### Source excerpt
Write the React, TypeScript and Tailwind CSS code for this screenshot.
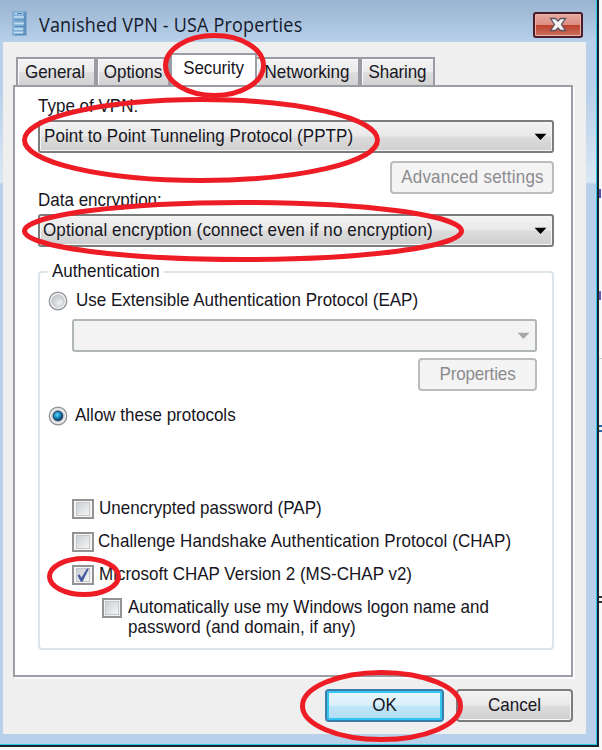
import React from 'react';

// Tall, narrow lettering used by every control in the dialog.
function Label({ children, className = '' }: { children: React.ReactNode; className?: string }) {
  return <span className={`inline-block origin-[50%_80%] scale-y-[1.08] whitespace-nowrap ${className}`}>{children}</span>;
}

function Combo({ text, className = '', disabled = false }: { text?: string; className?: string; disabled?: boolean }) {
  const tone = disabled
    ? 'border-[#b1b6b9] bg-[#f3f3f3]'
    : 'border-[#7c7c7c] bg-[linear-gradient(to_bottom,#f2f2f2_0%,#e9e9e9_48%,#dcdcdc_52%,#cfcfcf_100%)] shadow-[inset_0_0_0_1px_#f6f6f6]';
  return (
    <div className={`flex items-center justify-between rounded-[3px] border-2 pr-[5px] whitespace-nowrap ${tone} ${className}`}>
      <Label className="pt-px">{text}</Label>
      <svg width="13" height="8" viewBox="0 0 13 8" className={disabled ? 'fill-[#a4a7aa]' : 'fill-black'}>
        <path d="M0.5 0.7h12L6.5 7z" />
      </svg>
    </div>
  );
}

function Button({ text, className }: { text: string; className: string }) {
  return (
    <button className={`flex shrink-0 items-center justify-center rounded-[4px] border-2 pt-px whitespace-nowrap ${className}`}>
      <Label>{text}</Label>
    </button>
  );
}

const DISABLED = 'border-[#b9bdc0] bg-[#f4f4f4] text-[#8b8b8f]';

function Radio({ checked = false }: { checked?: boolean }) {
  return (
    <svg width="20" height="20" viewBox="0 0 20 20" className="shrink-0">
      <defs>
        <radialGradient id="well" cx=".62" cy=".65" r=".7">
          <stop offset="0" stopColor="#f0f0f0" />
          <stop offset="1" stopColor="#bcc2c8" />
        </radialGradient>
        <radialGradient id="dot" cx=".42" cy=".38" r=".6">
          <stop offset="0" stopColor="#63d0f5" />
          <stop offset=".55" stopColor="#1788bd" />
          <stop offset="1" stopColor="#0b2f55" />
        </radialGradient>
      </defs>
      <circle cx="10" cy="10" r="8.700" fill="#f6f6f6" stroke="#92969a" strokeWidth="1.400" />
      <circle cx="10" cy="10" r="6.300" fill="url(#well)" stroke="#c3c8cc" strokeWidth=".8" />
      {checked && <circle cx="10" cy="10" r="4.800" fill="url(#dot)" stroke="#173a5d" strokeWidth=".9" />}
    </svg>
  );
}

function Check({ checked = false, className = 'w-[22px]' }: { checked?: boolean; className?: string }) {
  return (
    <span className={`flex h-[20px] shrink-0 items-center justify-center border-2 border-[#939393] bg-[#f4f4f4] ${className}`}>
      <span className="flex size-[14px] items-center justify-center border border-[#c4c8cc] bg-linear-to-br from-[#cbd0d5] to-[#f5f5f5]">
        {checked && (
          <svg width="14" height="15" viewBox="0 0 14 15" className="shrink-0">
            <path d="M1.500 7.500l2-1.200 2 3.200L10.800 .8l2.200-.3L6.500 13.800H4.800z" fill="#465c9e" />
          </svg>
        )}
      </span>
    </span>
  );
}

function Tab({ text, className }: { text: string; className: string }) {
  return (
    <div className={`flex h-[28px] justify-center border-2 border-b-0 border-[#999ca3] bg-[linear-gradient(to_bottom,#f3f3f3_0%,#ebebeb_48%,#dedede_52%,#d2d2d2_100%)] pt-[4px] leading-[20px] whitespace-nowrap shadow-[inset_1px_1px_0_#fafafa] ${className}`}>
      <Label>{text}</Label>
    </div>
  );
}

function Annotations() {
  return (
    <svg width="602" height="750" className="pointer-events-none absolute inset-0 fill-none stroke-[#ee1c25] stroke-[5]">
      <ellipse cx="214.500" cy="65.500" rx="49" ry="30" />
      <ellipse cx="201" cy="140" rx="176.500" ry="40.500" />
      <ellipse cx="243" cy="231" rx="218.500" ry="28.500" />
      <ellipse cx="84" cy="576.500" rx="34.500" ry="18" />
      <ellipse cx="381.500" cy="706" rx="79" ry="33.500" />
    </svg>
  );
}

export default function App() {
  return (
    <div className="relative flex h-[750px] w-[602px] overflow-hidden bg-[#f8f8f8] font-['Liberation_Sans',Arial,sans-serif] text-[17px] leading-[20px] text-[#171522]">
      <div className="flex h-[747px] w-[599px] shrink-0 flex-col border-r-2 border-b-2 border-[#1c252b]">
        <div className="flex h-full flex-col border-r border-b border-[#2cc6e8] bg-[linear-gradient(to_bottom,#99b4d1_0px,#b8d0e9_42px,#b8d0e9_90px,#dbe7f4_182px,#b9d0ea_184px)] pr-[10px] pb-[10px] pl-[3px]">
          <header className="flex h-[42px] shrink-0 items-center pt-[7px] pl-[9px]">
            <svg width="15" height="25" viewBox="0 0 15 25" className="mb-[3px] shrink-0">
              <rect x=".5" y=".5" width="14" height="24" fill="#5e91bf" />
              <rect x=".5" y=".5" width="11" height="24" fill="#82b2d8" />
              <path d="M3 2.500h8M2 6h10M2 12.500h10M2 18h9M2 21.500h9" stroke="#c4def0" strokeWidth="1.500" />
              <path d="M5 2.500h5M2 9h10M3 15.500h9M3 23.500h9" stroke="#5585b1" strokeWidth="1" />
            </svg>
            <h1 className="ml-3 font-['Open_Sans','Noto_Sans',sans-serif] text-[18px] leading-[24px] tracking-[0.18px] whitespace-nowrap text-[#14192b]">
              <Label className="scale-y-[1.05]">Vanished VPN - USA Properties</Label>
            </h1>
            <button className="mr-[3px] ml-auto flex h-[26px] w-[50px] items-center justify-center rounded-[3px] border-2 border-[#4c1b29] bg-[linear-gradient(to_bottom,#e8aaa0_0%,#dc8d80_48%,#bd402b_50%,#cc705e_100%)] shadow-[inset_0_0_0_1px_#eab3a8]">
              <svg width="18" height="15" viewBox="0 0 18 15">
                <path d="M1.500 1.500h5L9 4l2.500-2.500h5L12.500 7.500l4 6h-5L9 11l-2.500 2.500h-5l4-6z" fill="#f3f3f3" stroke="#5c5560" strokeWidth="1.300" />
              </svg>
            </button>
          </header>

          <main className="flex flex-1 flex-col bg-[#efefef] pl-[10px]">
            <nav className="flex h-[43px] items-end pl-[3px]">
              <Tab text="General" className="w-[80px] pr-[2px] tracking-[-0.1px]" />
              <Tab text="Options" className="w-[74px] tracking-[0px]" />
              <div className="flex h-[32px] w-[87px] justify-center border-2 border-b-0 border-[#999ca3] bg-white pt-[4px] tracking-[-0.1px]">
                <Label>Security</Label>
              </div>
              <Tab text="Networking" className="w-[103px] border-l-0 pr-px" />
              <Tab text="Sharing" className="w-[75px] tracking-[-0.1px]" />
            </nav>

            <section className="flex h-[592px] w-[560px] flex-col border-2 border-[#9c9ca4] bg-white pt-[10px] pr-[17px] pl-[23px] shadow-[2px_2px_0_#fafafa]">
              <div className="h-[23px]">
                <Label>Type of VPN:</Label>
              </div>
              <Combo text="Point to Point Tunneling Protocol (PPTP)" className="h-[33px] pl-1 tracking-[0.05px]" />
              <Button text="Advanced settings" className={`mt-[8px] h-[33px] w-[164px] self-end pl-px tracking-[0.22px] ${DISABLED}`} />
              <div className="mt-[-3px] h-[23px]">
                <Label>Data encryption:</Label>
              </div>
              <Combo text="Optional encryption (connect even if no encryption)" className="h-[33px] pl-[3px] tracking-[0.12px]" />

              <fieldset className="mt-[15px] flex h-[388px] flex-col rounded-[4px] border-2 border-[#dce5ea] pr-[15px] pl-[8px]">
                <legend className="px-[4px]">
                  <Label>Authentication</Label>
                </legend>
                <div className="mt-[9px] flex h-[20px] shrink-0 items-center gap-[8px] whitespace-nowrap">
                  <Radio />
                  <Label>Use Extensible Authentication Protocol (EAP)</Label>
                </div>
                <Combo disabled className="mt-[8px] ml-[24px] h-[33px] shrink-0" />
                <Button text="Properties" className={`mt-[6px] h-[33px] w-[119px] self-end tracking-[-0.15px] ${DISABLED}`} />
                <div className="mt-[15px] flex h-[20px] shrink-0 items-center gap-[7px] whitespace-nowrap">
                  <Radio checked />
                  <Label>Allow these protocols</Label>
                </div>
                <div className="mt-[73px] ml-[24px] flex flex-col gap-[13px] whitespace-nowrap">
                  <div className="flex h-[20px] items-center gap-[5px]">
                    <Check />
                    <Label>Unencrypted password (PAP)</Label>
                  </div>
                  <div className="flex h-[20px] items-center gap-[4px]">
                    <Check />
                    <Label className="tracking-[0.08px]">Challenge Handshake Authentication Protocol (CHAP)</Label>
                  </div>
                  <div className="flex h-[20px] items-center gap-[5px]">
                    <Check checked />
                    <Label>Microsoft CHAP Version 2 (MS-CHAP v2)</Label>
                  </div>
                  <div className="ml-[30px] flex items-start gap-[6px]">
                    <Check className="w-[20px]" />
                    <div className="flex flex-col items-start">
                      <Label>Automatically use my Windows logon name and</Label>
                      <Label>password (and domain, if any)</Label>
                    </div>
                  </div>
                </div>
              </fieldset>
            </section>

            <footer className="mt-[12px] flex justify-end gap-[12px] pr-[13px]">
              <Button text="OK" className="h-[33px] w-[119px] border-[#397ea9] bg-[linear-gradient(to_bottom,#e9f6fd_0%,#daf0fb_48%,#c2e5f7_52%,#afdcf4_100%)] shadow-[inset_0_0_0_2px_#35c5f3]" />
              <Button text="Cancel" className="h-[33px] w-[117px] border-[#7c7c7c] bg-[linear-gradient(to_bottom,#f2f2f2_0%,#e9e9e9_48%,#dcdcdc_52%,#cfcfcf_100%)] shadow-[inset_0_0_0_1px_#f7f7f7]" />
            </footer>
          </main>
        </div>
      </div>
      <aside className="flex w-[3px] flex-col">
        <i className="mt-[189px] h-[9px] w-[2px] bg-[#5353b8]" />
        <i className="mt-[93px] h-[9px] w-[2px] bg-[#6c5bb8]" />
        <i className="mt-[58px] h-px w-[3px] bg-[#c8c8c8]" />
        <i className="mt-[66px] h-[2px] w-[3px] bg-[#2b65a5]" />
        <i className="mt-[3px] h-[2px] w-[3px] bg-[#2b65a5]" />
        <i className="mt-[164px] h-[2px] w-[3px] bg-[#333]" />
        <i className="mt-[3px] h-[2px] w-[3px] bg-[#333]" />
      </aside>
      <Annotations />
    </div>
  );
}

### Your instructions
Without any pictures, reproduce the lines from the first one in the material through the line that has "const DISABLED = 'border-[#b9bdc0]", exactly as they appear.

### Answer
Write the React, TypeScript and Tailwind CSS code for this screenshot.
import React from 'react';

// Tall, narrow lettering used by every control in the dialog.
function Label({ children, className = '' }: { children: React.ReactNode; className?: string }) {
  return <span className={`inline-block origin-[50%_80%] scale-y-[1.08] whitespace-nowrap ${className}`}>{children}</span>;
}

function Combo({ text, className = '', disabled = false }: { text?: string; className?: string; disabled?: boolean }) {
  const tone = disabled
    ? 'border-[#b1b6b9] bg-[#f3f3f3]'
    : 'border-[#7c7c7c] bg-[linear-gradient(to_bottom,#f2f2f2_0%,#e9e9e9_48%,#dcdcdc_52%,#cfcfcf_100%)] shadow-[inset_0_0_0_1px_#f6f6f6]';
  return (
    <div className={`flex items-center justify-between rounded-[3px] border-2 pr-[5px] whitespace-nowrap ${tone} ${className}`}>
      <Label className="pt-px">{text}</Label>
      <svg width="13" height="8" viewBox="0 0 13 8" className={disabled ? 'fill-[#a4a7aa]' : 'fill-black'}>
        <path d="M0.5 0.7h12L6.5 7z" />
      </svg>
    </div>
  );
}

function Button({ text, className }: { text: string; className: string }) {
  return (
    <button className={`flex shrink-0 items-center justify-center rounded-[4px] border-2 pt-px whitespace-nowrap ${className}`}>
      <Label>{text}</Label>
    </button>
  );
}

const DISABLED = 'border-[#b9bdc0] bg-[#f4f4f4] text-[#8b8b8f]';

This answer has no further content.